During this year's Game Developer Choice Awards, independent games made on shoestring budgets were up against multi-million dollar titles and, in many of the categories, the indies won. When Skyrim won its award, 20 developers from Bethesda got up on stage to accept it. When Sword and Swocery won, it was just Kris Piotrowski, Nathan Vella, and Craig Adams from Superbrothers. They may be a smaller team, but that's not an excuse for being second best, Vella says.
"You can't say 'this is the best film made by fewer than 50 people'. That doesn't work at all in terms of the culture," he says. "It also means you're purposely trying to be a second class citizen in that cultural scene.
"We may not be able to compete in terms of size, but we can go for that quality."
Monkey on Your Back (mobile)
Critter Crunch (PSN, iOS)
Might & Magic: Clash of Heroes (DS)
Might & Magic: Clash of Heroes HD (PSN, XBLA)
Superbrothers: Sword & Sworcery (iOS, PC)
Super TIME Force (XBLA)
After years of being nobodies, Capybara Games suddenly has the eyes of everybody. Piotrowski recounts the feeling of accepting the XBLA award for Super TIME Force and joining Superbrothers on stage to collect Sword and Sworcery's award: "In a lot of ways, that night was a bit of a pinnacle moment," he says.

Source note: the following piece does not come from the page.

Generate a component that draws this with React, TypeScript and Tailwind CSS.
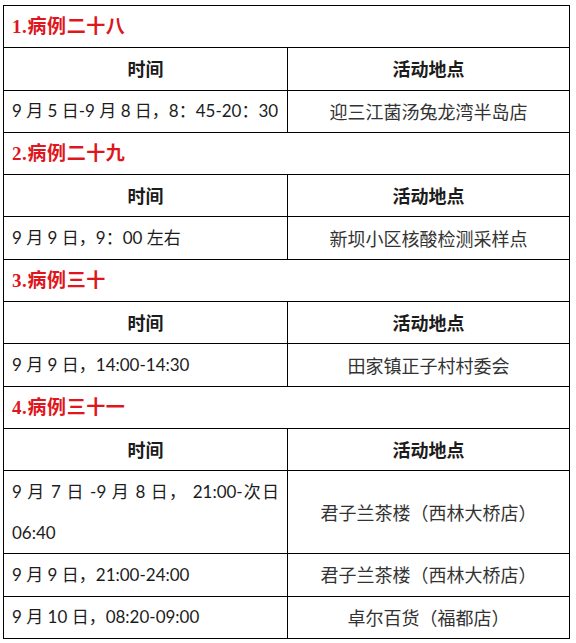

It was a pinnacle moment because it proved that everything they'd done had been worth it; everything from the hours they poured into puzzle games for brick phones to the risks they took to only work on games that made them feel like huge bubbles of excitement were swelling inside them – it was all worth it. They were given the opportunity to collaborate with Superbrothers – who laid the foundations for Sword and Sworcery to happen – and Jim Guthrie, whose music has inspired people all around the world. As they stood on stage, celebrating their collaboration, it dawned on Capy that they'd just been a part of something huge.
"I got really emotional about it," says Vella. "I was happy, but it really did feel like 'holy crap, all that stuff that came before it served a purpose.'
"We stuck to our guns. We believed that a bunch of nobodies from Toronto could make cool stuff, and you know what? We kinda did do that."